The intellectually weak tricks continue with the suggestion that the appeal of an idea is somehow indicative of it’s merit. I first noticed this in the introduction, alongside a clip of some hip teens picketing for an issue they don’t understand. It’s done again at the 18 minute mark, in reference to the Bernie Sanders campaign. If we attempt to convert this into a logical argument, it’s easy to see the holes.

Premise 1: Idea X is popular.

Conclusion: Idea X will produce desired outcomes if implemented.

There is nothing about the popularity of an idea that guarantees it’s value. If anything, the approval of the reliably misguided masses should trigger doubt in our minds. As Mark Twain once said; “Whenever you find yourself on the side of the majority, it is time to pause and reflect.”

Eventually, Wolff acknowledges the criticism that the problems America is experiencing today are attributable to a perversion of capitalism. However, he quickly dismisses this view as driven by fear and a reluctance to accept the need for change. He says that, if we were to go back to ideal capitalism, history would repeat itself and we would wind up in this position once again. But what is this position that we find ourselves in? It’s socialism. This mess is the very system that Wolff and his ilk are advocating for. The United states has been on a centralized fiat currency for a century. This has lead to economic downturns and the squeezing of the working class. Enormous spending on social welfare has been the norm since the New Deal. The truth is; the history of America’s long decline is a socialist history. Furthermore, Wolff’s assertion that capitalists want to turn back time is a complete straw man. Sure, in  many respects capitalists see current policies as worse than some previous policies. This could be said of anyone’s position unless they are completely satisfied with the status quo. Complete straw man. Ridiculous.

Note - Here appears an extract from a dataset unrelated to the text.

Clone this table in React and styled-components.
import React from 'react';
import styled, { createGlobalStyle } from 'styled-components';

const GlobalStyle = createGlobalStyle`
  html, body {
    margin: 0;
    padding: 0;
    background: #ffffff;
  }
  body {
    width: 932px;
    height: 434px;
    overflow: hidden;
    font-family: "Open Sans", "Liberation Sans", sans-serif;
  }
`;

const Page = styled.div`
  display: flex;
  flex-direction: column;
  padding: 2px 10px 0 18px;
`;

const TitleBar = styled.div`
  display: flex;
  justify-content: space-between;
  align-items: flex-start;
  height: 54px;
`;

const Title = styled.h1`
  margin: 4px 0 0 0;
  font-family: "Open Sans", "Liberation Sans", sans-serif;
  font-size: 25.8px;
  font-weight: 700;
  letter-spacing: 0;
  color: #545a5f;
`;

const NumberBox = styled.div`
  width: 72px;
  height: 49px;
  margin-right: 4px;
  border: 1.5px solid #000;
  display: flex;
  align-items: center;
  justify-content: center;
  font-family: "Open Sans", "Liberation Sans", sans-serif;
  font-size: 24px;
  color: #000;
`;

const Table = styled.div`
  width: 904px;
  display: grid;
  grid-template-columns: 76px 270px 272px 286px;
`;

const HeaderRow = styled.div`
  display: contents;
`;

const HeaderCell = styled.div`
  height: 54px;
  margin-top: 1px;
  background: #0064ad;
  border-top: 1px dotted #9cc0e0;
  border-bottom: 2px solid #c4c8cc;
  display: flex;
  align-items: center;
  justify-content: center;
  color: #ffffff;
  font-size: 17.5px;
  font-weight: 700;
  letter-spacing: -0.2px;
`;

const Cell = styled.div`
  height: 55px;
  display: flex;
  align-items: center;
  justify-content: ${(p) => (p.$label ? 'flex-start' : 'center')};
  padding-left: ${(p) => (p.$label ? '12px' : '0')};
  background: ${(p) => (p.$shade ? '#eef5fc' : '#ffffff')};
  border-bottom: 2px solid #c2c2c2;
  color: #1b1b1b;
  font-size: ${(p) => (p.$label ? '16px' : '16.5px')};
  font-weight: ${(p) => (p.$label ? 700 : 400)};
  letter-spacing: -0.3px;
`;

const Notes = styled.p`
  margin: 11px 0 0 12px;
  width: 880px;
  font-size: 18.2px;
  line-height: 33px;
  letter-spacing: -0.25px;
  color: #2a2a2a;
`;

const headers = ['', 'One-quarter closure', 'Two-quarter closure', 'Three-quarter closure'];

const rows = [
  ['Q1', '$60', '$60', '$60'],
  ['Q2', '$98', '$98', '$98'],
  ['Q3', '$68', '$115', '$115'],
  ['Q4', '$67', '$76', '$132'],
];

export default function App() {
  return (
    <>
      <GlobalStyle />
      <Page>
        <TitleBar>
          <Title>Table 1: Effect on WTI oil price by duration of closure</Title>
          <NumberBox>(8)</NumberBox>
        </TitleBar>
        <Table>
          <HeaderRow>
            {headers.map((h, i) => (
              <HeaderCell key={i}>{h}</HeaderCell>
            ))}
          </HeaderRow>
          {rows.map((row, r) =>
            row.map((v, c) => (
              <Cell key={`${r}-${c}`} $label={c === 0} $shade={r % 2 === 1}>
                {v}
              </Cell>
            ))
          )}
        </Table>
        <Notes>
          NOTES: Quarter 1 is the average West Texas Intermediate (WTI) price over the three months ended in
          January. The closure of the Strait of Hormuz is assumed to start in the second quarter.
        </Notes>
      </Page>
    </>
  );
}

Next, Wolff tells us that capitalism amounts to a tiny handful of bourgeois fat cats owning the means of production and therefore controlling society. It’s worth pointing out that productive enterprises do not have to be owned by a single person. Nike, for instance, is owned by countless millions of individuals through an innovative arrangement called sharing. In fact, Nike has more owners than laborers! Nike isn’t unique either. This arrangement is commonplace, with pricately held businesses like WaWa and New Balance being exceptional. However, for the sake of argument, lets imagine a factory which produces widgets and is entirely owned by a single individual. What power does that one man have over society?

Both laborers and employers must compete on a market. Laborers advertise their skills and effort to employers. Companies compete against one another with wages, working conditions, and other benefits. At the end of the day, a laborer goes to work only when the arrangement is fair.

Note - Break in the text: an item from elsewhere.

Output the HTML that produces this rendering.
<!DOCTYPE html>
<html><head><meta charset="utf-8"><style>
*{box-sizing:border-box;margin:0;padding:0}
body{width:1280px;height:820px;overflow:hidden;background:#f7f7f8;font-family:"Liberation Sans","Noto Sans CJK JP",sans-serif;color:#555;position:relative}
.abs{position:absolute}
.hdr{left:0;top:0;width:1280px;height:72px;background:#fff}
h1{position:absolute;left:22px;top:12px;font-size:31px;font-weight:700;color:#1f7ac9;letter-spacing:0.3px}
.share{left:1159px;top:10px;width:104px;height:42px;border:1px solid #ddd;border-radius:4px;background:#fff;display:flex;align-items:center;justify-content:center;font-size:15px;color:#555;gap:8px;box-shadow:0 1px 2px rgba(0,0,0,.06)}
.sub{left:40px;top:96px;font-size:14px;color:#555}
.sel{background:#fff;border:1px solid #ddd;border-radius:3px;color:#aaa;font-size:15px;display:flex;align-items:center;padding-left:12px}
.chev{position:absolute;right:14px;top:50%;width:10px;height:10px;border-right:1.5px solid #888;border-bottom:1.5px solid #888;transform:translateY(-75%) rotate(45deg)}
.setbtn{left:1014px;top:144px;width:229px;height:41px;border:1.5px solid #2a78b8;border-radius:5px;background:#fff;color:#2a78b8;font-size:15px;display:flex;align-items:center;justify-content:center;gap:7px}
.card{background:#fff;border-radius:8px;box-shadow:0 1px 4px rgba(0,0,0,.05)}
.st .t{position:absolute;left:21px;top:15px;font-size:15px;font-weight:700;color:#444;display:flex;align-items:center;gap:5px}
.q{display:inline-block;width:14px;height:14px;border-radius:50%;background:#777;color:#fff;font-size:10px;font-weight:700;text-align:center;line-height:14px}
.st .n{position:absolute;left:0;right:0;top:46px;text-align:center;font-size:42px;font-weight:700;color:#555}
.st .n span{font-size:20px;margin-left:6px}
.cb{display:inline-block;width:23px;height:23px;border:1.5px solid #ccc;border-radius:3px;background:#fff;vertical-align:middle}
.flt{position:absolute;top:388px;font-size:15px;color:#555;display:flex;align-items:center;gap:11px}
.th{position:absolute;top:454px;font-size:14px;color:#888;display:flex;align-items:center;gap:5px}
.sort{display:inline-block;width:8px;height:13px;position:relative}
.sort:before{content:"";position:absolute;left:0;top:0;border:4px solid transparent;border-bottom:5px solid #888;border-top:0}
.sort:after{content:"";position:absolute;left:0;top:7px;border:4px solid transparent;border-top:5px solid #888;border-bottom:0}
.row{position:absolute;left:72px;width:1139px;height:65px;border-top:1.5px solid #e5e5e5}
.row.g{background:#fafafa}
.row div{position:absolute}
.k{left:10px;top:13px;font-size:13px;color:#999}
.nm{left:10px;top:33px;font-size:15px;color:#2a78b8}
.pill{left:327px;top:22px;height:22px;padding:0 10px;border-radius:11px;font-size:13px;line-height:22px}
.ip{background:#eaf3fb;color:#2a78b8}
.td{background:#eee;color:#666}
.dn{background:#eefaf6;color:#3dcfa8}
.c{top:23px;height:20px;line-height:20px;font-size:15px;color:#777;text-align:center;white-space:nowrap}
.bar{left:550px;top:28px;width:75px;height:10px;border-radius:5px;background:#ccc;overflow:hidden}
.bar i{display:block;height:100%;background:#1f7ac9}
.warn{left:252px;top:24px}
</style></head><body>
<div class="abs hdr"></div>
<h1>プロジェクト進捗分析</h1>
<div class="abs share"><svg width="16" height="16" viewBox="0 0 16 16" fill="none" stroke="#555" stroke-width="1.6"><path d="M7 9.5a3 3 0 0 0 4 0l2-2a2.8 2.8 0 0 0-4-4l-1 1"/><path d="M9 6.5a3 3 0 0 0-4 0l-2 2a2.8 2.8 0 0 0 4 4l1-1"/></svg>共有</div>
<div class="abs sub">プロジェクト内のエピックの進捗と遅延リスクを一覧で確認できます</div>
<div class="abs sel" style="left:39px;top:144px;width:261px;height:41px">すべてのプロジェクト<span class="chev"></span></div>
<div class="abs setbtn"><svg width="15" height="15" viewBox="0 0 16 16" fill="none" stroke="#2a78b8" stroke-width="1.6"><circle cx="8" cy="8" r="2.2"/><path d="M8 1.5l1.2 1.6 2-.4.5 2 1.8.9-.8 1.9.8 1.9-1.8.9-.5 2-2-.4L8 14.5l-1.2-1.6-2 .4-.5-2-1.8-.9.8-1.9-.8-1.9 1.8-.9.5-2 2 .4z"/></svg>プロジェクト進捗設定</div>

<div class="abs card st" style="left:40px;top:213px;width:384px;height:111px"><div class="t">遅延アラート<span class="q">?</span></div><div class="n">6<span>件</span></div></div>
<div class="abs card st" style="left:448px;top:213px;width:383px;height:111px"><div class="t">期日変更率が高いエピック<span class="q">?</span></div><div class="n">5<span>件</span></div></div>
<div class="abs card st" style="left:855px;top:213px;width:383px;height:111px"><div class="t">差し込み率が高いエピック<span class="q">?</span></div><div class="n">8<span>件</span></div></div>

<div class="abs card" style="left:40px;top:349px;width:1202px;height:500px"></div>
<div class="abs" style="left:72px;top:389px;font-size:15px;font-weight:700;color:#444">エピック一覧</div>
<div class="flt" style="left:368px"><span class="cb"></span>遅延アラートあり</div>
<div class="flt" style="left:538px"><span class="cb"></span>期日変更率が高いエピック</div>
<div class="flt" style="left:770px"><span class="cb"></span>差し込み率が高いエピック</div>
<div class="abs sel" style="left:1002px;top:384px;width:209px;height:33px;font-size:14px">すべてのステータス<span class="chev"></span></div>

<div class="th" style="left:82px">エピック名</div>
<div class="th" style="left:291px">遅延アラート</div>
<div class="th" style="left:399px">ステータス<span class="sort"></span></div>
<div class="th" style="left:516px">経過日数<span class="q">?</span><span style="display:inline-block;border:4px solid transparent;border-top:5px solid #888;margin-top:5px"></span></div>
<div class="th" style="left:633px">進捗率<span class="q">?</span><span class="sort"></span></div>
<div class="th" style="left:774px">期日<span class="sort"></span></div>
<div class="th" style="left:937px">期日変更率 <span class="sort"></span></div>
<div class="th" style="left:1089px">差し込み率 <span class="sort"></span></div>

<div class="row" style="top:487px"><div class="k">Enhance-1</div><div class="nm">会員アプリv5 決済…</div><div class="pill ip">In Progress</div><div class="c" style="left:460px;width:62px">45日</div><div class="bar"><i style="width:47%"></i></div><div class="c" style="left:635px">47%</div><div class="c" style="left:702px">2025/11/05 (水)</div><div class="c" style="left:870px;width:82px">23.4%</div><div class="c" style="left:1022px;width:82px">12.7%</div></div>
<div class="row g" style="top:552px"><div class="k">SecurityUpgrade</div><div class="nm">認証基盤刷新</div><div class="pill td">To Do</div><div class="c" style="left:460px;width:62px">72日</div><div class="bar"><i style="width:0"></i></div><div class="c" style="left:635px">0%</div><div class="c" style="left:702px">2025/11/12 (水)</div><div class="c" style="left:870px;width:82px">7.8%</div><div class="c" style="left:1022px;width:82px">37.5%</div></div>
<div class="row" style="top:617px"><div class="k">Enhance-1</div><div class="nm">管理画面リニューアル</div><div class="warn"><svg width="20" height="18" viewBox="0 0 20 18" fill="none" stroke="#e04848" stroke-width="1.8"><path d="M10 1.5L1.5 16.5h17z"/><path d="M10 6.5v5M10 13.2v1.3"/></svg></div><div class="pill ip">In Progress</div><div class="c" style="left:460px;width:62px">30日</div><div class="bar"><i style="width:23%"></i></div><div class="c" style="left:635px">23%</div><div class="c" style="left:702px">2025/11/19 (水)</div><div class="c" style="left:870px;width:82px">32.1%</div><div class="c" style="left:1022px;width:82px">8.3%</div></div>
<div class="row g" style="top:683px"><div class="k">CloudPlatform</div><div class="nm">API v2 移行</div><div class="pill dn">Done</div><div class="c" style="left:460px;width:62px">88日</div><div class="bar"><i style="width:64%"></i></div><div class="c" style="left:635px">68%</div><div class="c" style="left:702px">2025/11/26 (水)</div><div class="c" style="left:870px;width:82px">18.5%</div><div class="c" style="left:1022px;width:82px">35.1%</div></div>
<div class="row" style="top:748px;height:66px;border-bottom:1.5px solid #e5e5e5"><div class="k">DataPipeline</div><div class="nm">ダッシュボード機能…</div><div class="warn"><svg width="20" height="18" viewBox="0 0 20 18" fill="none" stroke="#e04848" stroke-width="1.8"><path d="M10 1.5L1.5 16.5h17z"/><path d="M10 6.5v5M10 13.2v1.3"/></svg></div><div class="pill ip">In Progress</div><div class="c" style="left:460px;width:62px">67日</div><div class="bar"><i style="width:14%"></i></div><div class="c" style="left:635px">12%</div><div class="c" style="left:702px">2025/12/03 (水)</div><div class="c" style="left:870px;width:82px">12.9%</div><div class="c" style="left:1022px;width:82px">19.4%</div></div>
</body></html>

A graphic from Wolff’s documentary misrepresents the relative gains between employer and employee. It would have you believe that businesses regularly pocket 90% of the wealth created by labor. In fact, the average US worker is paid closer to $25/hour and creates a mere $105 in wealth.But there is more to the equation. Businesses are also required to pay taxes, hire lawyers, obtain raw materials, cover energy costs, shipping, and more. At the end of the day, manufacturers like Nike have net profits of about 10%.